The present invention is directed to the upgrading of heavy
petroleum oils of high
viscosity and low
API gravity that are typically not suitable for pipelining without the use of diluents. It utilizes a short
residence-time pyrolytic reactor operating under conditions that result in a rapid pyrolytic
distillation with
coke formation. Both physical and chemical changes taking place lead to an overall molecular weight reduction in the
liquid product and rejection of certain components with the byproduct
coke. The
liquid product is upgraded primarily because of its substantially
reduced viscosity, increased
API gravity, and the content of middle and light distillate fractions.

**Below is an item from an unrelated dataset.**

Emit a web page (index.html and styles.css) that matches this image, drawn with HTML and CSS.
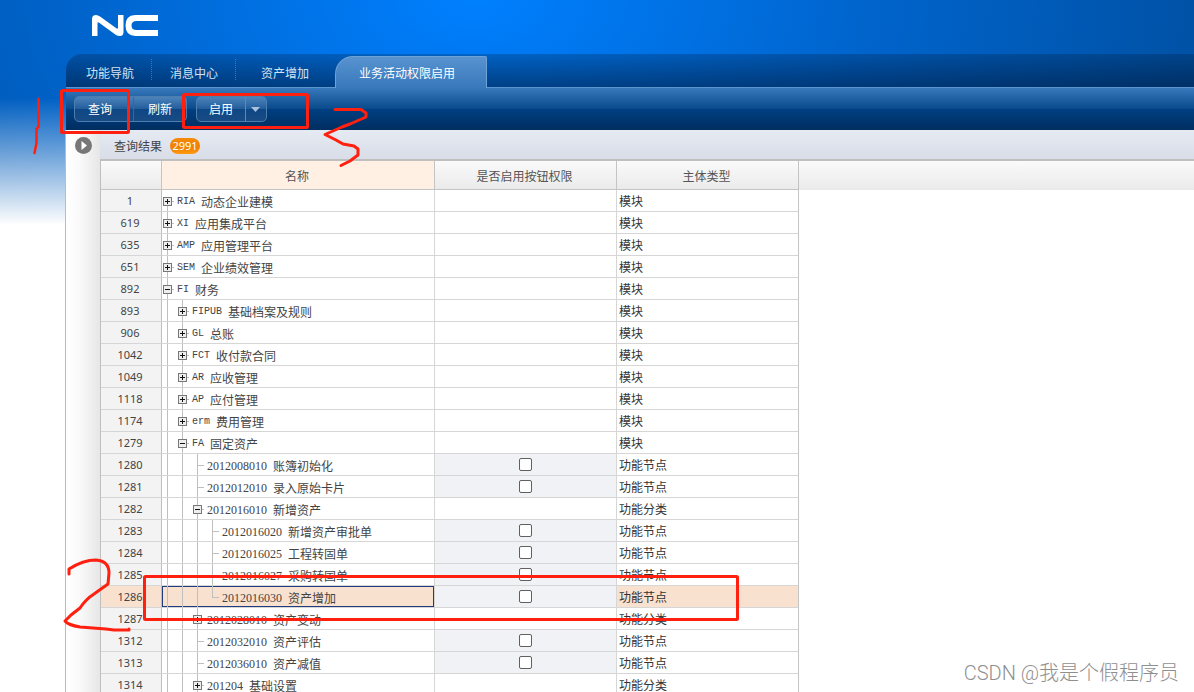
FILE: index.html
```html
<!DOCTYPE html>
<html lang="zh-CN">
<head>
<meta charset="utf-8">
<title>业务活动权限启用</title>
<link rel="stylesheet" href="styles.css">
</head>
<body>
<div class="app">
  <header class="brand">
    <svg class="logo" viewBox="0 0 67 22" role="img" aria-label="NC">
      <path fill="#fff" d="M0 21V4Q0 0 4 0Q6 0 8 1.500L24 13Q26 14.500 26 12.500V0H31.500V17Q31.500 21 28 21Q25.500 21 24 20L7.500 8Q5.500 6.500 5.500 8.500V21ZM66 0V6H44.500Q39.500 6 39.500 10.500Q39.500 15 44.500 15H66V21H43Q33.500 20.500 33.500 10.500Q33.500 .500 43 0Z"/>
    </svg>
  </header>
  <div class="workspace">
    <nav class="tabs">
      <a class="tab tab-nav" href="#">功能导航</a>
      <a class="tab tab-msg" href="#">消息中心</a>
      <a class="tab tab-asset" href="#">资产增加</a>
      <a class="tab tab-active" href="#" aria-current="page">业务活动权限启用</a>
    </nav>
    <div class="toolbar">
      <div class="group">
        <button class="btn btn-query" type="button">查询</button>
        <button class="btn btn-refresh" type="button">刷新</button>
      </div>
      <div class="group">
        <button class="btn btn-enable" type="button">启用</button>
        <button class="btn btn-drop" type="button" aria-label="更多"><svg width="9" height="5" viewBox="0 0 9 5"><path d="M0 0H9L4.500 5Z" fill="#a9c1dc"/></svg></button>
      </div>
    </div>
    <div class="content">
      <aside class="rail">
        <button class="expand" type="button" aria-label="展开"><svg width="17" height="17" viewBox="0 0 17 17"><circle cx="8.500" cy="8.500" r="8.500" fill="#777"/><path d="M6.500 4L12 8.500L6.500 13Z" fill="#fff"/></svg></button>
      </aside>
      <main class="panel">
        <div class="panel-title"><span>查询结果</span><span class="badge">2991</span></div>
        <div class="grid">
          <table>
            <colgroup><col class="c-num"><col class="c-name"><col class="c-flag"><col class="c-type"></colgroup>
            <thead><tr><th></th><th class="sorted">名称</th><th>是否启用按钮权限</th><th>主体类型</th></tr></thead>
            <tbody>
              <tr><th>1</th><td><div class="tree"><i class="line start"><button aria-label="展开" class="plus"></button></i><code class="abbr">RIA</code>动态企业建模</div></td><td></td><td>模块</td></tr>
              <tr><th>619</th><td><div class="tree"><i class="line"><button aria-label="展开" class="plus"></button></i><code class="abbr">XI</code>应用集成平台</div></td><td></td><td>模块</td></tr>
              <tr><th>635</th><td><div class="tree"><i class="line"><button aria-label="展开" class="plus"></button></i><code class="abbr">AMP</code>应用管理平台</div></td><td></td><td>模块</td></tr>
              <tr><th>651</th><td><div class="tree"><i class="line"><button aria-label="展开" class="plus"></button></i><code class="abbr">SEM</code>企业绩效管理</div></td><td></td><td>模块</td></tr>
              <tr><th>892</th><td><div class="tree"><i class="line"><button aria-label="收起" class="minus"></button></i><code class="abbr">FI</code>财务</div></td><td></td><td>模块</td></tr>
              <tr><th>893</th><td><div class="tree"><i class="line"></i><i class="line"><button aria-label="展开" class="plus"></button></i><code class="abbr">FIPUB</code>基础档案及规则</div></td><td></td><td>模块</td></tr>
              <tr><th>906</th><td><div class="tree"><i class="line"></i><i class="line"><button aria-label="展开" class="plus"></button></i><code class="abbr">GL</code>总账</div></td><td></td><td>模块</td></tr>
              <tr><th>1042</th><td><div class="tree"><i class="line"></i><i class="line"><button aria-label="展开" class="plus"></button></i><code class="abbr">FCT</code>收付款合同</div></td><td></td><td>模块</td></tr>
              <tr><th>1049</th><td><div class="tree"><i class="line"></i><i class="line"><button aria-label="展开" class="plus"></button></i><code class="abbr">AR</code>应收管理</div></td><td></td><td>模块</td></tr>
              <tr><th>1118</th><td><div class="tree"><i class="line"></i><i class="line"><button aria-label="展开" class="plus"></button></i><code class="abbr">AP</code>应付管理</div></td><td></td><td>模块</td></tr>
              <tr><th>1174</th><td><div class="tree"><i class="line"></i><i class="line"><button aria-label="展开" class="plus"></button></i><code class="abbr">erm</code>费用管理</div></td><td></td><td>模块</td></tr>
              <tr><th>1279</th><td><div class="tree"><i class="line"></i><i class="line"><button aria-label="收起" class="minus"></button></i><code class="abbr">FA</code>固定资产</div></td><td></td><td>模块</td></tr>
              <tr><th>1280</th><td><div class="tree"><i class="line"></i><i class="line"></i><i class="line leaf"></i><code>2012008010</code>账簿初始化</div></td><td class="flag"><input type="checkbox" aria-label="2012008010"></td><td>功能节点</td></tr>
              <tr><th>1281</th><td><div class="tree"><i class="line"></i><i class="line"></i><i class="line leaf"></i><code>2012012010</code>录入原始卡片</div></td><td class="flag"><input type="checkbox" aria-label="2012012010"></td><td>功能节点</td></tr>
              <tr><th>1282</th><td><div class="tree"><i class="line"></i><i class="line"></i><i class="line"><button aria-label="收起" class="minus"></button></i><code>2012016010</code>新增资产</div></td><td></td><td>功能分类</td></tr>
              <tr><th>1283</th><td><div class="tree"><i class="line"></i><i class="line"></i><i class="line"></i><i class="line leaf"></i><code>2012016020</code>新增资产审批单</div></td><td class="flag"><input type="checkbox" aria-label="2012016020"></td><td>功能节点</td></tr>
              <tr><th>1284</th><td><div class="tree"><i class="line"></i><i class="line"></i><i class="line"></i><i class="line leaf"></i><code>2012016025</code>工程转固单</div></td><td class="flag"><input type="checkbox" aria-label="2012016025"></td><td>功能节点</td></tr>
              <tr><th>1285</th><td><div class="tree"><i class="line"></i><i class="line"></i><i class="line"></i><i class="line leaf"></i><code>2012016027</code>采购转固单</div></td><td class="flag"><input type="checkbox" aria-label="2012016027"></td><td>功能节点</td></tr>
              <tr class="selected"><th>1286</th><td><div class="tree focus"><i class="line"></i><i class="line"></i><i class="line"></i><i class="line leaf end"></i><code>2012016030</code>资产增加</div></td><td class="flag"><input type="checkbox" aria-label="2012016030"></td><td>功能节点</td></tr>
              <tr><th>1287</th><td><div class="tree"><i class="line"></i><i class="line"></i><i class="line"><button aria-label="展开" class="plus"></button></i><code>2012028010</code>资产变动</div></td><td></td><td>功能分类</td></tr>
              <tr><th>1312</th><td><div class="tree"><i class="line"></i><i class="line"></i><i class="line leaf"></i><code>2012032010</code>资产评估</div></td><td class="flag"><input type="checkbox" aria-label="2012032010"></td><td>功能节点</td></tr>
              <tr><th>1313</th><td><div class="tree"><i class="line"></i><i class="line"></i><i class="line leaf"></i><code>2012036010</code>资产减值</div></td><td class="flag"><input type="checkbox" aria-label="2012036010"></td><td>功能节点</td></tr>
              <tr><th>1314</th><td><div class="tree"><i class="line"></i><i class="line"></i><i class="line"><button aria-label="展开" class="plus"></button></i><code>201204</code>基础设置</div></td><td></td><td>功能分类</td></tr>
            </tbody>
          </table>
        </div>
      </main>
    </div>
  </div>
  <svg class="notes" width="760" height="640" viewBox="0 0 760 640" aria-hidden="true">
    <g fill="none" stroke="#ff2010" stroke-width="3" stroke-linecap="round" stroke-linejoin="round">
      <rect x="61.500" y="90.500" width="67" height="42" rx="1"/>
      <rect x="183.500" y="94.500" width="124" height="33" rx="1"/>
      <rect x="144.500" y="576.500" width="593" height="43" rx="1"/>
      <path stroke-width="2.500" d="M38.500 99V127L36.500 129V143L34.500 153"/>
      <path d="M335 109.500H361L366 113V117L350 124L342 127L325 134.500L336 140L343 144L354 146L358 149V155L350 161L341 165.500"/>
      <path d="M69 574V569Q83 560 96 560Q109 561 109 573L108 584L94 594Q86 599 80 608L71 615L65 621Q68 625 80 627L106 629L114 630H129V629"/>
    </g>
  </svg>
  <div class="watermark">CSDN @我是个假程序员</div>
</div>
</body>
</html>
```
FILE: styles.css
```css
* { box-sizing: border-box; }

body {
  margin: 0;
  font: 12px/20px "Noto Sans CJK SC", sans-serif;
  color: #333;
}

button { font: inherit; color: inherit; padding: 0; border: 0; background: none; }
a { color: inherit; text-decoration: none; }

.app {
  position: relative;
  display: flex;
  flex-direction: column;
  height: 100vh;
  overflow: hidden;
  background:
    linear-gradient(rgba(255, 255, 255, 0) 98px, rgba(255, 255, 255, .4) 150px, #fff 225px),
    radial-gradient(ellipse 720px 420px at 475px 0, #0080ff, #0064cc 55%, #0052a6);
}

.brand { flex: none; height: 54px; padding: 15px 92px 0; }
.logo { display: block; width: 67px; height: 22px; }

.workspace {
  flex: 1;
  min-height: 0;
  display: flex;
  flex-direction: column;
  margin-left: 65px;
}

.tabs {
  flex: none;
  display: flex;
  align-items: flex-end;
  height: 34px;
  margin-left: 1px;
  border-radius: 16px 0 0 0;
  border-bottom: 1px solid #5b95cf;
  background: linear-gradient(rgba(0, 25, 55, .25), rgba(0, 20, 50, .55));
  color: #d4e3f3;
}
.tab { height: 33px; padding-top: 9px; }
.tab-nav { width: 86px; padding-left: 20px; }
.tab-msg { width: 84px; padding-left: 18px; }
.tab-nav, .tab-msg {
  background: repeating-linear-gradient(rgba(90, 150, 215, .6) 0 1px, transparent 1px 2px) right 5px / 1px 22px no-repeat;
}
.tab-asset { width: 99px; padding-left: 25px; }
.tab-active {
  width: 152px;
  height: 32px;
  margin-bottom: -1px;
  padding: 6px 0 0 23px;
  border: 1px solid #6ea3d8;
  border-bottom: 0;
  border-radius: 18px 2px 0 0;
  background: linear-gradient(#5893cf, #3878bc);
  color: #fff;
}

.toolbar {
  flex: none;
  display: flex;
  gap: 9px;
  height: 42px;
  margin-left: 1px;
  padding: 8px 8px 0;
  background: linear-gradient(#3878bc, #084a8c 21px, #003f82 21px, #002e60);
}
.group {
  display: flex;
  height: 26px;
  border: 1px solid #4d7dad;
  border-radius: 5px;
  background: linear-gradient(#4d83bb, #225d9b 50%, #0e4785 50%, #184b84);
  color: #fff;
}
.btn-query { width: 59px; padding-right: 8px; border-right: 1px solid #37689b; }
.btn-refresh { width: 52px; }
.btn-enable { width: 49px; border-right: 1px solid #5d89b5; }
.btn-drop { display: flex; width: 18px; align-items: center; justify-content: center; }
.group:last-child { width: 71px; }

.content {
  flex: 1;
  min-height: 0;
  display: flex;
  border-left: 1px solid #bbb;
}
.rail {
  flex: none;
  width: 34px;
  padding: 7px 0 0 9px;
  background: linear-gradient(90deg, #fff, #fafafa 40%, #e6e6e6);
}
.expand { display: block; }
.expand svg { display: block; }

.panel { flex: 1; min-width: 0; background: #fff; overflow: hidden; }
.panel-title {
  display: flex;
  align-items: center;
  gap: 8px;
  height: 31px;
  padding: 2px 14px 0;
  border-bottom: 2px solid #bfbfbf;
  background: linear-gradient(#e6eaf3, #d8dde7);
  color: #444;
}
.badge {
  width: 30px;
  height: 16px;
  border-radius: 8px;
  background: linear-gradient(#f58b07, #f08000 60%, #ff9a10);
  color: #fff;
  font: 11px/16px "Noto Sans", sans-serif;
  text-align: center;
}

.grid { background: linear-gradient(#fafafa, #eaeaea) 0 0 / 100% 29px no-repeat; }
table {
  width: 699px;
  table-layout: fixed;
  border-collapse: separate;
  border-spacing: 0;
  border-left: 1px solid #bfbfbf;
}
.c-num { width: 61px; }
.c-name { width: 273px; }
.c-flag, .c-type { width: 182px; }

th, td {
  height: 22px;
  padding: 0;
  border-right: 1px solid #d6d6d6;
  border-bottom: 1px solid #d6d6d6;
  text-align: left;
  line-height: 20px;
  white-space: nowrap;
}
td:last-child { padding-left: 2px; border-right-color: #c4c4c4; }
thead th {
  height: 29px;
  padding: 2px 2px 0 0;
  border-color: #c4c4c4;
  color: #555;
  font-weight: 400;
  text-align: center;
}
thead .sorted { background: #fff0e3; }
tbody th {
  padding-right: 2px;
  border-right-color: #bfbfbf;
  background: #f3f3f3;
  color: #444;
  font: 11px/20px "Noto Sans", sans-serif;
  text-align: center;
}

.tree { display: flex; height: 21px; line-height: 24px; color: #444; }
.tree code { margin-right: 6px; font: 12px/24px "Liberation Serif", serif; }
.tree .abbr { font: 10px/24px "Liberation Mono", monospace; }
.line {
  flex: none;
  width: 15px;
  padding: 7px 0 0 1px;
  background: linear-gradient(#bfbfbf, #bfbfbf) 5px 0 / 1px 100% no-repeat;
}
.start { background-position: 5px 11px; }
.leaf {
  background:
    linear-gradient(#bfbfbf, #bfbfbf) 5px 0 / 1px 100% no-repeat,
    linear-gradient(#bfbfbf, #bfbfbf) 6px 11px / 6px 1px no-repeat;
}
.end { background-size: 1px 12px, 6px 1px; }
.plus, .minus {
  display: block;
  width: 9px;
  height: 9px;
  border: 1px solid #777;
  box-shadow: 2px 0 0 -1px transparent;
  background: linear-gradient(#111, #111) center / 5px 1px no-repeat #eee;
}
.plus {
  background:
    linear-gradient(#111, #111) center / 5px 1px no-repeat,
    linear-gradient(#111, #111) center / 1px 5px no-repeat #eee;
}
.line:has(button) {
  background:
    linear-gradient(#bfbfbf, #bfbfbf) 5px 0 / 1px 100% no-repeat,
    linear-gradient(#bfbfbf, #bfbfbf) 10px 11px / 2px 1px no-repeat;
}
.start:has(button) { background-position: 5px 11px, 10px 11px; }

.flag { background: #f1f2f6; text-align: center; }
.flag input {
  appearance: none;
  display: block;
  width: 13px;
  height: 13px;
  margin: 0 auto;
  border: 1px solid #606060;
  border-radius: 2px;
  background: #fff;
}
.selected th, .selected td:not(.flag) { background: #f9e1d0; }
.focus { box-shadow: inset 0 0 0 1px #1f3c80; }

.notes { position: absolute; left: 0; top: 0; }
.watermark {
  position: absolute;
  right: 15px;
  bottom: 5px;
  color: #8f8f8f;
  font: 300 20px/28px Roboto, "Noto Sans CJK SC", sans-serif;
}
```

While maximizing the overall liquid yield, the improvements in
viscosity and
API gravity can render the
liquid product suitable for pipelining without the use of diluents. This invention particularly relates to reducing
sulfur emissions during the
combustion of byproduct
coke (or coke and gas), to reducing the
total acid number (TAN) of the liquid product, and to reducing the
hydrogen sulfide content of one, or more than one component of the product
stream. The method comprises introducing a particulate
heat carrier into an up-flow reactor, introducing the feedstock at a location above the entry of the particulate
heat carrier, allowing the heavy
hydrocarbon feedstock to interact with the
heat carrier for a short time, separating the vapors of the product
stream from the particulate heat carrier and liquid and byproduct
solid matter, regenerating the particulate heat carrier in the presence of the
calcium compound, and collecting a gaseous and liquid product from the product
stream.